[Rows from a dataset of pages and code]

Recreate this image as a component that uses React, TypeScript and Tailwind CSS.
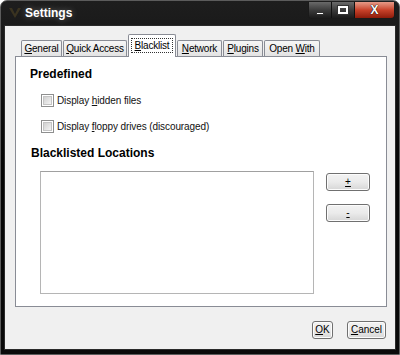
import React from "react";

const font = { fontFamily: '"Liberation Sans", Arial, sans-serif' };

const U = ({ children }: { children: React.ReactNode }) => <span className="underline underline-offset-[1px]">{children}</span>;

const Tab = ({ children, active, w }: { children: React.ReactNode; active?: boolean; w: string }) =>
  active ? (
    <div className={`${w} relative z-10 -mb-px h-[23px] px-[2px] pt-[3px] bg-white border border-b-0 border-[#898c95] rounded-t-[2px]`}>
      <div className="border border-dotted border-[#333] text-center leading-[13px] text-[10px] tracking-[-0.2px] text-black whitespace-nowrap">
        <span>{children}</span>
      </div>
    </div>
  ) : (
    <div className={`${w} h-[16px] flex items-center justify-center border border-b-0 border-[#898c95] rounded-t-[2px] bg-gradient-to-b from-[#f6f6f6] to-[#e3e3e3] text-[10px] tracking-[-0.2px] leading-none text-black whitespace-nowrap`}>
      <span>{children}</span>
    </div>
  );

const Check = ({ children }: { children: React.ReactNode }) => (
  <div className="flex items-center h-[13px] ml-[25px]">
    <div className="w-[13px] h-[13px] border border-[#8e8f8f] bg-white p-px">
      <div className="w-full h-full bg-gradient-to-br from-[#d0d0d0] to-[#f4f4f4] border border-[#c4c4c4]" />
    </div>
    <span className="ml-[3px] text-[10px] tracking-[-0.1px] text-[#111]">{children}</span>
  </div>
);

const Btn = ({ children, w }: { children: React.ReactNode; w: string }) => (
  <div className={`${w} h-[18px] rounded-[3px] border border-[#707070] bg-gradient-to-b from-[#f2f2f2] via-[#ebebeb] to-[#d6d6d6] shadow-[inset_0_0_0_1px_#fcfcfc] flex items-center justify-center text-[10px] text-black leading-none`}>
    <span>{children}</span>
  </div>
);

export default function App() {
  return (
    <div className="w-[400px] h-[355px] bg-white" style={font}>
      <div className="w-full h-full flex flex-col rounded-t-[7px] border border-[#5c5c5c] bg-gradient-to-b from-[#1e1e1e] via-[#050505] to-[#0a0a0a] px-[3px] pb-[4px]">
        {/* title bar */}
        <div className="h-[24px] flex items-start relative">
          <svg width="14" height="14" viewBox="0 0 14 14" className="mt-[5px] ml-[4px]">
            <path d="M1 2 L7 12 L13 2 L10 2 L7 8 L4 2 Z" fill="#3a3320" />
          </svg>
          <span className="ml-[3px] mt-[6px] text-[12px] font-bold text-white leading-none [text-shadow:0_0_6px_rgba(255,255,255,0.35)]">Settings</span>
          <div className="ml-auto mr-[1px] mt-[1px] flex h-[17px] rounded-b-[4px] border border-[#1a1a1a] border-t-0 overflow-hidden">
            <div className="w-[23px] h-full flex items-center justify-center bg-gradient-to-b from-[#6a6a6a] via-[#3c3c3c] to-[#1c1c1c] border-r border-[#111]">
              <div className="w-[8px] h-[3px] mt-[6px] bg-white border border-[#333]" />
            </div>
            <div className="w-[23px] h-full flex items-center justify-center bg-gradient-to-b from-[#6a6a6a] via-[#3c3c3c] to-[#1c1c1c] border-r border-[#111]">
              <div className="w-[10px] h-[8px] border-2 border-white outline outline-1 outline-[#333]" />
            </div>
            <div className="w-[39px] h-full flex items-center justify-center bg-gradient-to-b from-[#e59a88] via-[#c8422a] to-[#8e1b0a]">
              <span className="text-white font-bold text-[12px] leading-none [text-shadow:0_0_1px_#000,0_0_1px_#000]">X</span>
            </div>
          </div>
        </div>

        {/* client area */}
        <div className="flex-1 flex flex-col bg-[#f0f0f0] border border-[#2a2a2a] pl-[10px] pr-[8px] pt-[7px]">
          <div className="flex items-end gap-px ml-[6px] h-[23px]">
            <Tab w="w-[41px]"><U>G</U>eneral</Tab>
            <Tab w="w-[64px]"><U>Q</U>uick Access</Tab>
            <Tab w="w-[48px]" active><U>B</U>lacklist</Tab>
            <Tab w="w-[45px]"><U>N</U>etwork</Tab>
            <Tab w="w-[40px]"><U>P</U>lugins</Tab>
            <Tab w="w-[56px]">Open <U>W</U>ith</Tab>
          </div>
          <div className="h-[251px] bg-white border border-[#898c95] flex flex-col">
            <div className="ml-[14px] mt-[10px] text-[12px] font-bold leading-[14px] text-black">Predefined</div>
            <div className="mt-[13px]"><Check>Display <U>h</U>idden files</Check></div>
            <div className="mt-[13px]"><Check>Display <U>f</U>loppy drives (discouraged)</Check></div>
            <div className="ml-[15px] mt-[13px] text-[12px] font-bold leading-[14px] text-black">Blacklisted Locations</div>
            <div className="flex items-start mt-[11px] ml-[24px]">
              <div className="w-[274px] h-[123px] border border-[#b5b5b5] border-t-[#a0a0a0] bg-white" />
              <div className="ml-[12px] mt-[2px] flex flex-col gap-[13px]">
                <Btn w="w-[44px]"><U>+</U></Btn>
                <Btn w="w-[44px]"><U>-</U></Btn>
              </div>
            </div>
          </div>
          <div className="flex justify-end gap-[14px] mt-[14px] mr-[1px]">
            <Btn w="w-[21px]"><U>O</U>K</Btn>
            <Btn w="w-[39px]"><U>C</U>ancel</Btn>
          </div>
        </div>
      </div>
    </div>
  );
}
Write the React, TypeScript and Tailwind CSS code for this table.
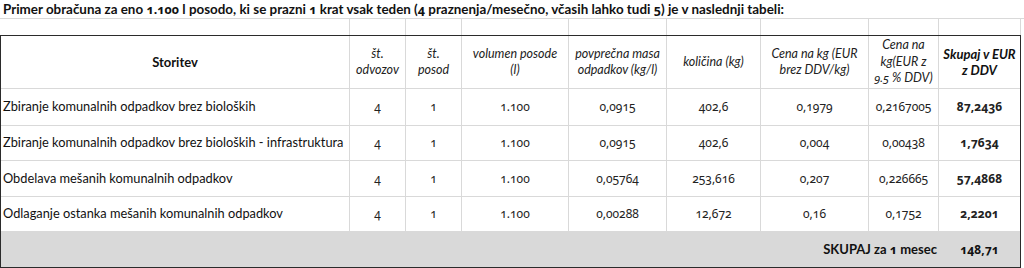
import React from 'react';

const cols = 'grid-cols-[349px_56px_56px_107px_98px_94px_108px_70px_81px]';

const rows = [
  {
    name: 'Zbiranje komunalnih odpadkov brez bioloških',
    odvozov: '4',
    posod: '1',
    volumen: '1.100',
    masa: '0,0915',
    kolicina: '402,6',
    cena: '0,1979',
    cenaDdv: '0,2167005',
    skupaj: '87,2436',
    h: 'h-[37px]',
  },
  {
    name: 'Zbiranje komunalnih odpadkov brez bioloških - infrastruktura',
    odvozov: '4',
    posod: '1',
    volumen: '1.100',
    masa: '0,0915',
    kolicina: '402,6',
    cena: '0,004',
    cenaDdv: '0,00438',
    skupaj: '1,7634',
    h: 'h-[35px]',
  },
  {
    name: 'Obdelava mešanih komunalnih odpadkov',
    odvozov: '4',
    posod: '1',
    volumen: '1.100',
    masa: '0,05764',
    kolicina: '253,616',
    cena: '0,207',
    cenaDdv: '0,226665',
    skupaj: '57,4868',
    h: 'h-[36px]',
  },
  {
    name: 'Odlaganje ostanka mešanih komunalnih odpadkov',
    odvozov: '4',
    posod: '1',
    volumen: '1.100',
    masa: '0,00288',
    kolicina: '12,672',
    cena: '0,16',
    cenaDdv: '0,1752',
    skupaj: '2,2201',
    h: 'h-[35px]',
  },
];

const cell = 'flex items-center justify-center text-center border-r border-b border-[#d9d9d9]';
// old-style figures like the spreadsheet font
const numCell = `${cell} font-['Noto_Sans',sans-serif] text-[12px] oldstyle-nums text-[#222]`;

function Num({ children }: { children: React.ReactNode }) {
  return <span className="font-['Noto_Sans',sans-serif] text-[12.5px] oldstyle-nums">{children}</span>;
}

export default function App() {
  return (
    <div className="w-[1024px] h-[268px] bg-white font-['Lato','Noto_Sans',sans-serif] text-[#111] overflow-hidden">
      {/* title row */}
      <div className="h-[19px] border-b border-[#d9d9d9] pl-[3px] font-bold text-[13.4px] leading-[18px] whitespace-nowrap">
        Primer obračuna za eno <Num>1.100</Num> l posodo, ki se prazni <Num>1</Num> krat vsak teden (<Num>4</Num> praznenja/mesečno, včasih lahko tudi <Num>5</Num>) je v naslednji tabeli:
      </div>

      {/* empty spreadsheet row */}
      <div className={`grid ${cols} w-[1021px] h-[16px] border-l border-white border-r border-r-[#d9d9d9]`}>
        {Array.from({ length: 9 }).map((_, i) => (
          <div key={i} className={i < 8 ? 'border-r border-[#d9d9d9]' : ''} />
        ))}
      </div>

      {/* table */}
      <div className="w-[1021px] border border-[#2b2b2b]">
        <div className={`grid ${cols} h-[53px] text-[12.5px] leading-[16.5px] italic text-[#222]`}>
          <div className={`${cell} not-italic font-bold text-[13px] text-[#111]`}>Storitev</div>
          <div className={cell}>št.<br />odvozov</div>
          <div className={cell}>št.<br />posod</div>
          <div className={cell}>volumen posode<br />(l)</div>
          <div className={cell}>povprečna masa<br />odpadkov (kg/l)</div>
          <div className={cell}>količina (kg)</div>
          <div className={cell}>Cena na kg (EUR<br />brez DDV/kg)</div>
          <div className={cell}>
            <div>
              Cena na<br />kg(EUR z<br />
              <span className="font-['Noto_Sans',sans-serif] text-[11.5px] oldstyle-nums">9.5</span> % DDV)
            </div>
          </div>
          <div className={`${cell} border-r-0 font-bold text-[13px] text-[#111]`}>Skupaj v EUR<br />z DDV</div>
        </div>

        {rows.map((r) => (
          <div key={r.name} className={`grid ${cols} ${r.h}`}>
            <div className="flex items-center pl-[2px] border-r border-b border-[#d9d9d9] text-[12.8px] whitespace-nowrap">
              {r.name}
            </div>
            <div className={numCell}>{r.odvozov}</div>
            <div className={numCell}>{r.posod}</div>
            <div className={numCell}>{r.volumen}</div>
            <div className={numCell}>{r.masa}</div>
            <div className={numCell}>{r.kolicina}</div>
            <div className={numCell}>{r.cena}</div>
            <div className={numCell}>{r.cenaDdv}</div>
            <div className={`${numCell} border-r-0 font-bold text-[#111]`}>{r.skupaj}</div>
          </div>
        ))}

        <div className={`grid ${cols} h-[35px] bg-[#d9d9d9] font-bold text-[13px]`}>
          <div className="col-span-8 flex items-center justify-end pr-[2px] whitespace-nowrap">
            <span>SKUPAJ za <Num>1</Num> mesec</span>
          </div>
          <div className="flex items-center justify-center font-['Noto_Sans',sans-serif] text-[12px] oldstyle-nums">148,71</div>
        </div>
      </div>
    </div>
  );
}
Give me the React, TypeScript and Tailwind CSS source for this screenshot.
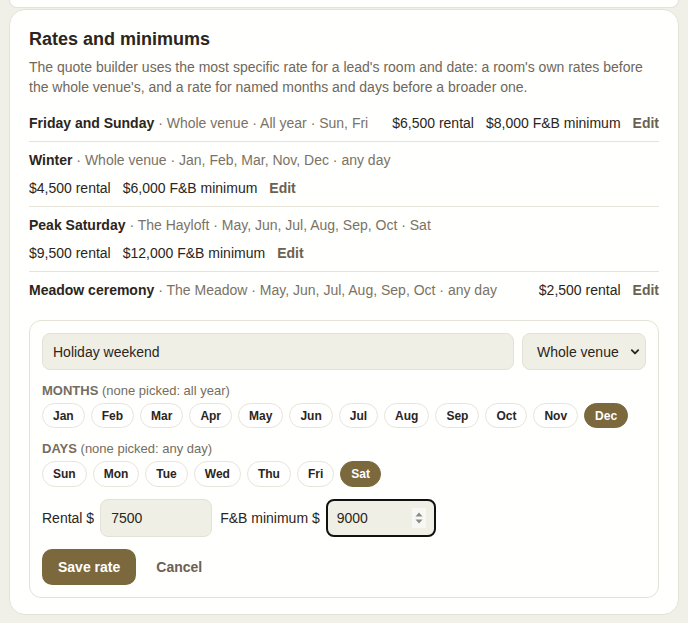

- What this task involves -
Scan the material above for the word "Tailwind". Copy each line where it occurs.

- Written solution -
Recreate this image as a component that uses React, TypeScript and Tailwind CSS.
Write the React, TypeScript and Tailwind CSS code for this table.
Give me the React, TypeScript and Tailwind CSS source for this screenshot.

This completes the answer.